A former government scientist who has fallen into disgrace, Dr. Ira Kane (Duchovny) wins over his students by giving most of them high grades. (Where was he when I needed him in my Biology and Chemistry classes?) He seems to view teaching as a lark, even to the point of joking with two dense brothers for turning in the same short essay about "cells." This scene is a gem. Whenever I think of Duchovny reading the boys’ two-sentence paper about a prison cell, it still makes me laugh out loud. Geology professor Harry Bloch (Jones) is just as offbeat as his colleague Kane. Bloch prefers coaching the women’s volleyball team and practicing "Solid Gold" dance routines to instructing classes.

Kane and Bloch are an unlikely team of heroes. Still, these fun-loving academics recognize the crashed meteor as an opportunity to gain respect in the scientific community and to make some big bucks. Bloch asks Kane, "Is the Nobel Prize paid in installments?" (Come to think of it, that’s what I’d like to know about the Pulitzer.) I found Duchovny’s laid back tongue-in-cheek attitude just as appealing here as it is in his X-Files portrayal of Agent Fox Mulder. Jones’s performance, lively but toned down a notch from his wacky pilot role in "Say It Isn’t So," worked for me too. He’s especially funny while shouting a panicked "There’s a fly in my suit!" as an alien insect penetrates his safety outfit. Duchovny and Jones play off each other with excellent comic timing. Although not quite another Bud Abbott and Lou Costello, they’re lots of fun to watch as they fight the military bureaucracy together over alien specimens they were the first to discover.

But, oh how I wish Julianne Moore (Hannibal) were not a member of the movie’s otherwise hilarious sci-fi group! Playing a klutzy but determined epidemiologist for the Centers for Disease Control and Prevention, her attempts at pratfalls are pathetic rather than humorous. I couldn’t believe my eyes when one of those tumbles revealed a garter belt and silk stockings under her short skirt. Hey, I guess every dedicated female scientist wears something like this while working at a desert research site. If so, I have a suggestion. New inventions are available now that could help them be more comfortable on the job. They’re called SLACKS, JEANS, and PANT SUITS. Try them! Regrettably, Moore also displays her usual deadpan expression in most of her scenes, despite the need for at least some kind of excited look while saying such lines as "I would rock your world" to the man she loves.

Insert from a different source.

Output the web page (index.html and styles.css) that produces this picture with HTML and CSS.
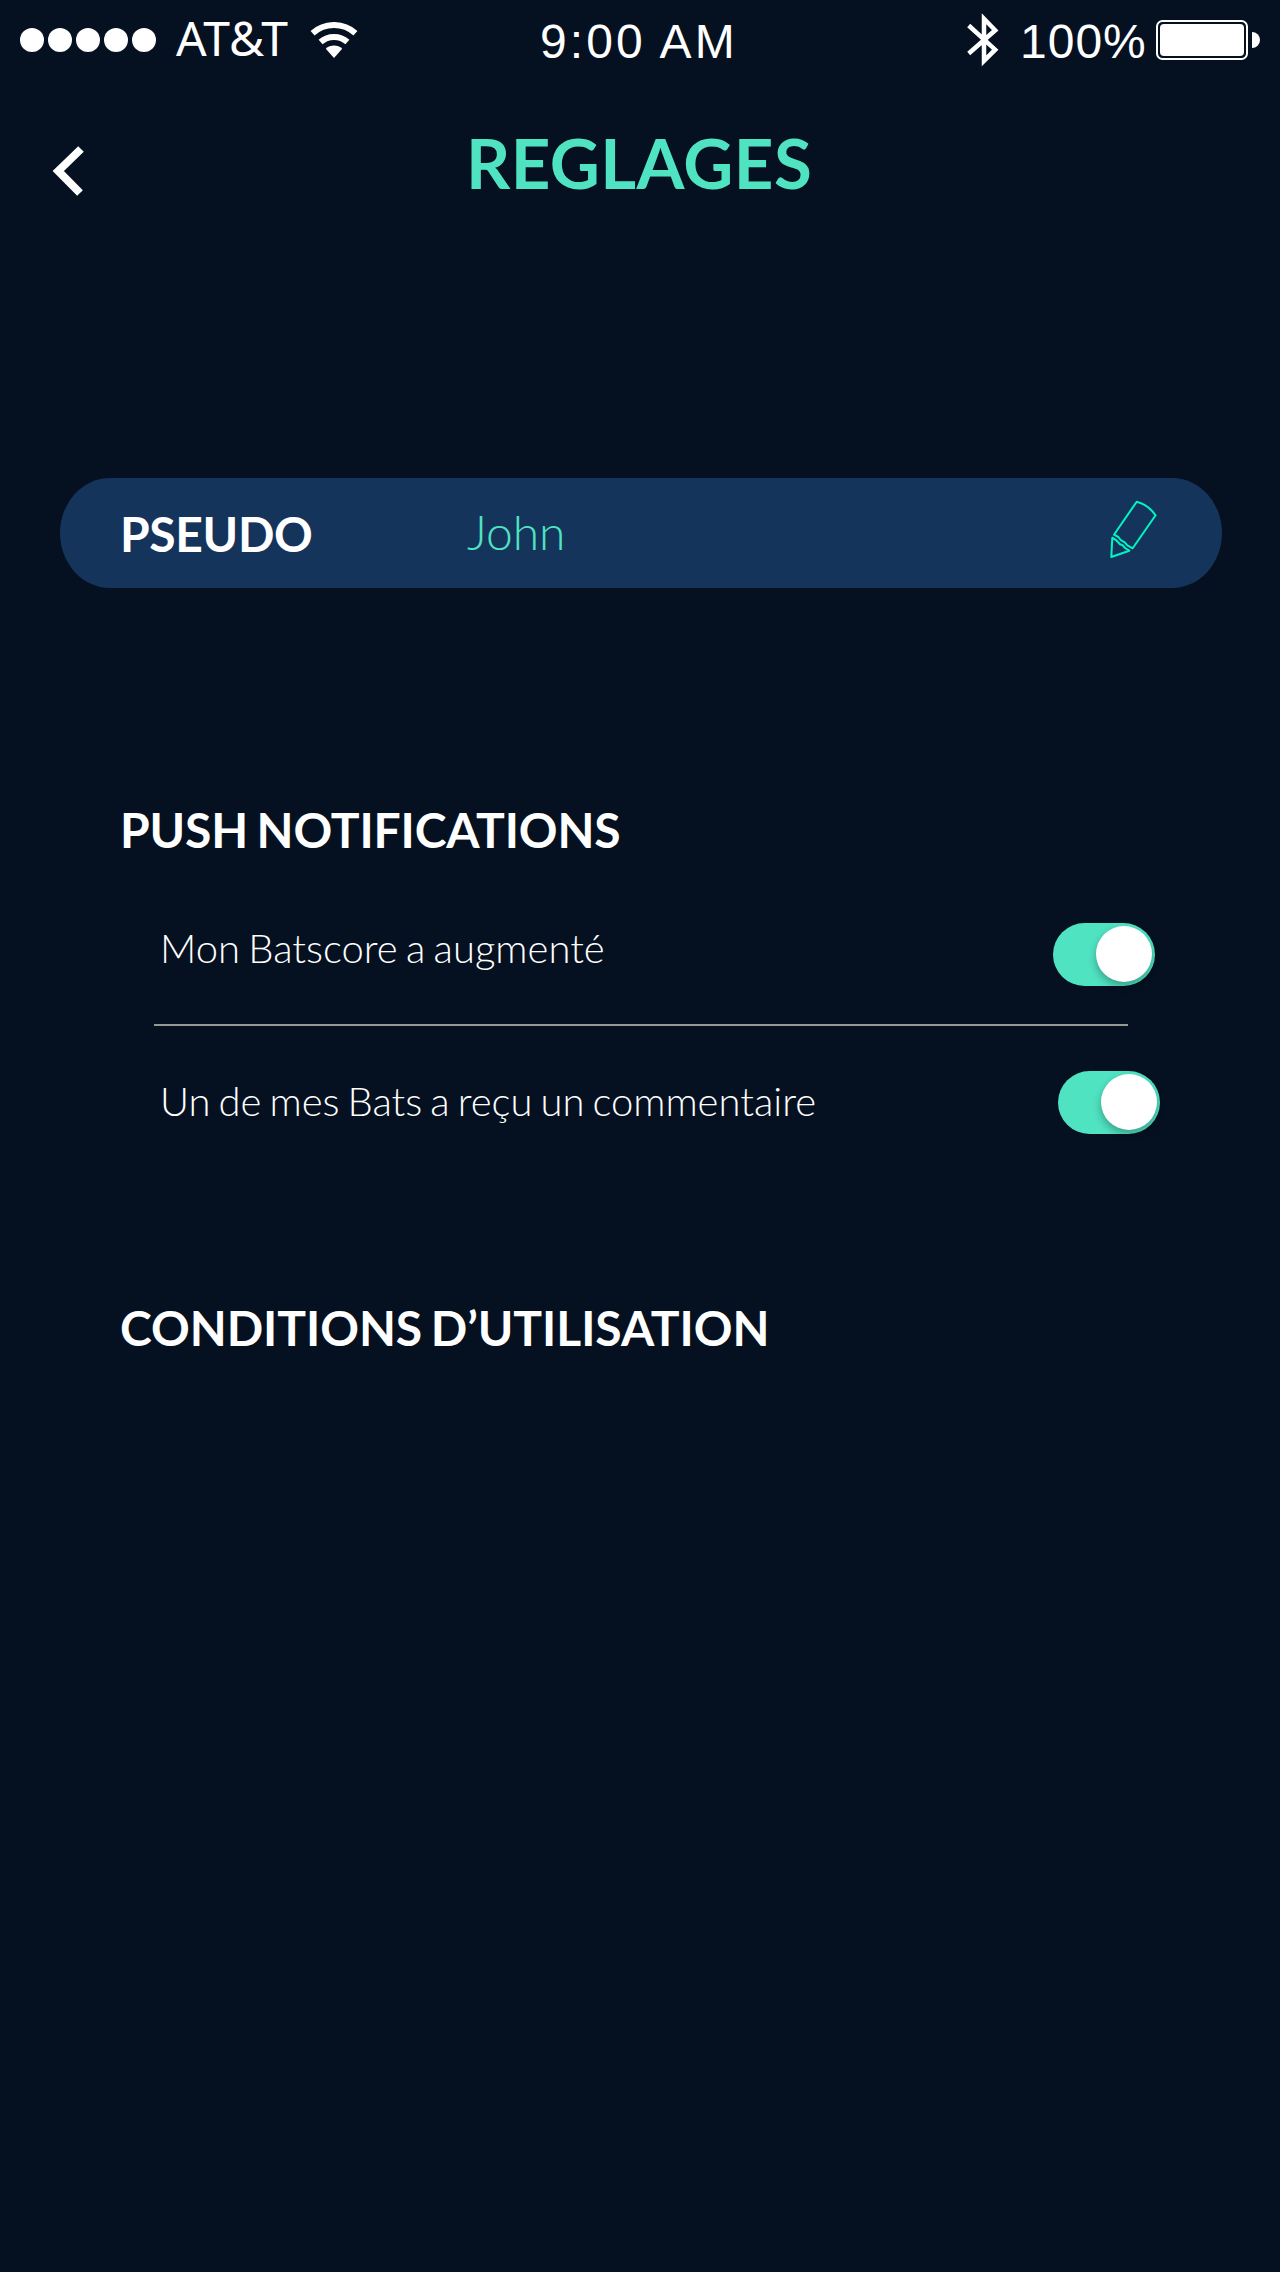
FILE: index.html
```
<!DOCTYPE html>
<html lang="fr">
<head>
<meta charset="utf-8">
<title>Réglages</title>
<link rel="stylesheet" href="styles.css">
</head>
<body>
<header class="status">
  <div class="status-left">
    <span class="dots"><i class="dot"></i><i class="dot"></i><i class="dot"></i><i class="dot"></i><i class="dot"></i></span>
    <span class="carrier">AT&amp;T</span>
    <svg class="wifi" width="48" height="37" viewBox="0 0 48 37">
      <g fill="none" stroke="#fff" stroke-width="6">
        <path d="M2.600 11.200A32 32 0 0 1 45.400 11.200"/>
        <path d="M10.600 20.100A20 20 0 0 1 37.400 20.100"/>
      </g>
      <path d="M15.800 26.800A12 12 0 0 1 32.200 26.800L24 36Z" fill="#fff"/>
    </svg>
  </div>
  <span class="clock">9:00 AM</span>
  <div class="status-right">
    <svg class="bluetooth" width="34" height="54" viewBox="0 0 34 54">
      <path d="M2.700 12.500L29.200 36.700L18 47.900V5.800L29.200 17.300L2.700 40.500" fill="none" stroke="#fff" stroke-width="4.500"/>
    </svg>
    <span class="percent">100%</span>
    <svg class="battery" width="104" height="40" viewBox="0 0 104 40">
      <rect x="1" y="1" width="90" height="38" rx="5.500" fill="none" stroke="#fff" stroke-width="2"/>
      <rect x="4" y="4" width="84" height="32" rx="4" fill="#fff"/>
      <path d="M96 12A8 8 0 0 1 96 28Z" fill="#fff"/>
    </svg>
  </div>
</header>
<nav class="nav">
  <svg class="back" width="36" height="50" viewBox="0 0 36 50">
    <path d="M31 3L8.300 25L30 47" fill="none" stroke="#fff" stroke-width="8"/>
  </svg>
  <h1 class="title">REGLAGES</h1>
</nav>
<main>
  <section class="field">
    <span class="field-label">PSEUDO</span>
    <span class="field-value">John</span>
    <svg class="pencil" width="48" height="60" viewBox="0 0 48 60">
      <g fill="none" stroke="#00f5c4" stroke-width="2" stroke-linejoin="round">
        <path d="M26.700 1.700Q38 4.500 45.600 15.300L22.700 48.300L17.300 45.300L15 42.700L10.700 40L8.300 37L4 34.700Z"/>
        <path d="M2.300 37.700L1.300 57L19.300 50.700L15 48L12.700 45.300L10 44.300L6.700 40.700Z"/>
      </g>
    </svg>
  </section>
  <h2 class="heading">PUSH NOTIFICATIONS</h2>
  <ul class="options">
    <li class="option"><span class="option-label">Mon Batscore a augmenté</span><span class="toggle"><i class="knob"></i></span></li>
    <li class="option option-last"><span class="option-label">Un de mes Bats a reçu un commentaire</span><span class="toggle"><i class="knob"></i></span></li>
  </ul>
  <h2 class="heading">CONDITIONS D’UTILISATION</h2>
</main>
</body>
</html>
```
FILE: styles.css
```
* { box-sizing: border-box; }
body {
  margin: 0;
  width: 1280px;
  height: 2272px;
  background: #051121;
  color: #fff;
  font-family: Lato, sans-serif;
}
svg { display: block; flex: none; }
.status {
  display: flex;
  justify-content: space-between;
  height: 80px;
  padding: 0 20px;
  white-space: nowrap;
}
.status-left { display: flex; width: 520px; }
.dots { display: flex; gap: 4px; margin-top: 28px; }
.dot { width: 24px; height: 24px; border-radius: 50%; background: #fff; }
.carrier {
  margin: 5px 0 0 20px;
  width: 134px;
  font: 48px/65px "Noto Sans", sans-serif;
}
.wifi { margin-top: 22px; }
.clock {
  margin-top: 15px;
  width: 200px;
  font: 48px/53px "Liberation Sans", sans-serif;
  letter-spacing: 3.1px;
}
.status-right { display: flex; flex: 1; justify-content: flex-end; }
.bluetooth { margin: 13px 20px 0 0; }
.percent {
  margin: 15px 0 0;
  width: 136px;
  font: 48px/53px "Liberation Sans", sans-serif;
  letter-spacing: 1px;
}
.battery { margin-top: 20px; }
.nav { display: flex; height: 398px; padding: 40px 0 0 50px; }
.back { margin-top: 26px; }
.title {
  margin: 0 0 0 380px;
  font-weight: 700;
  font-size: 69px;
  line-height: 85px;
  letter-spacing: 0.4px;
  color: #50e3c2;
}
.field {
  display: flex;
  width: 1162px;
  height: 110px;
  margin-left: 60px;
  padding: 0 64px 0 60px;
  border-radius: 50px / 55px;
  background: #15345c;
  font-size: 48px;
  line-height: 57px;
}
.field-label { width: 347px; margin-top: 27px; font-weight: 700; letter-spacing: -0.35px; }
.field-value { flex: 1; margin-top: 25px; font-weight: 300; color: #50e3c2; }
.pencil { margin-top: 22px; }
.heading {
  margin: 213px 0 0 120px;
  font-size: 48px;
  font-weight: 700;
  line-height: 57px;
  letter-spacing: -0.15px;
  word-spacing: -3px;
}
.options { margin: 65px 122px 0 154px; padding: 0; list-style: none; }
.option {
  display: flex;
  justify-content: space-between;
  height: 103px;
  width: 1001px;
  padding-left: 6px;
  background: linear-gradient(#979797, #979797) left bottom / 974px 2px no-repeat;
}
.option-label {
  margin-top: 1px;
  font-size: 40px;
  font-weight: 300;
  line-height: 48px;
  word-spacing: -2.6px;
}
.option-last { width: 1006px; height: 108px; padding-top: 45px; background: none; }
.option-last .option-label { margin-top: 6px; word-spacing: -2.85px; }
.toggle {
  display: flex;
  justify-content: flex-end;
  flex: none;
  width: 102px;
  height: 62.5px;
  padding: 3px;
  border-radius: 32px;
  background: #50e3c2;
}
.knob {
  width: 56px;
  height: 56px;
  border-radius: 50%;
  background: #fff;
  box-shadow: 0 4px 8px rgba(0, 0, 0, .3);
}
.options + .heading { margin-top: 165px; letter-spacing: -0.05px; }
```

Young actor Seann William Scott (Road Trip) fares much better. Portraying a wannabe fireman whose car gets hit by the meteor, Scott appears on screen almost as much as Duchovny and Jones and manages to steal some scenes with his naivete and off-key singing. His character insists on warbling "You Are So Beautiful" over a shopping mall microphone, hoping to lure one of the alien creatures to its doom. It’s a very comical bit --- except for the creature, of course.

Evolution’s creatures are extraordinary in their variety and imaginative characteristics. Naturally, I realize every sci-fi movie these days has its share of amazing ones, thanks to the wonders of computer technology. I remember being dazzled by the exotic monsters in Men in Black, frightened by the huge dinosaurs of Jurassic Park, and stunned by The Phantom Menace’s marching androids. Nevertheless, because Evolution shows the rapid growth and development of life forms from tiny cells to gigantic pulsating organisms, these creatures are something special. I marveled at the film’s wild variations of alien spiders and dragonflies as well as its creative walking logs, adorable dog, flying monster, and giant amoeba.

All right, students, let’s review what we’ve learned from today’s science lesson. We’ve discovered it’s important to watch out for meteors. Why? Because they have the power not only to destroy cars but also to transport the beginnings of an alien world. And that could mean the end of mankind. So here’s your next assignment. Find out how to eliminate these creatures if such a disaster occurs. I’ll give you a hint. The best weapon is a product many of you have in your own bathrooms. Boys and girls who come back tomorrow with the correct answer will earn an "A+." Class dismissed.

(Released by DreamWorks and Columbia Pictures and rated "PG-13" for crude and sexual humor, and for sci-fi action.)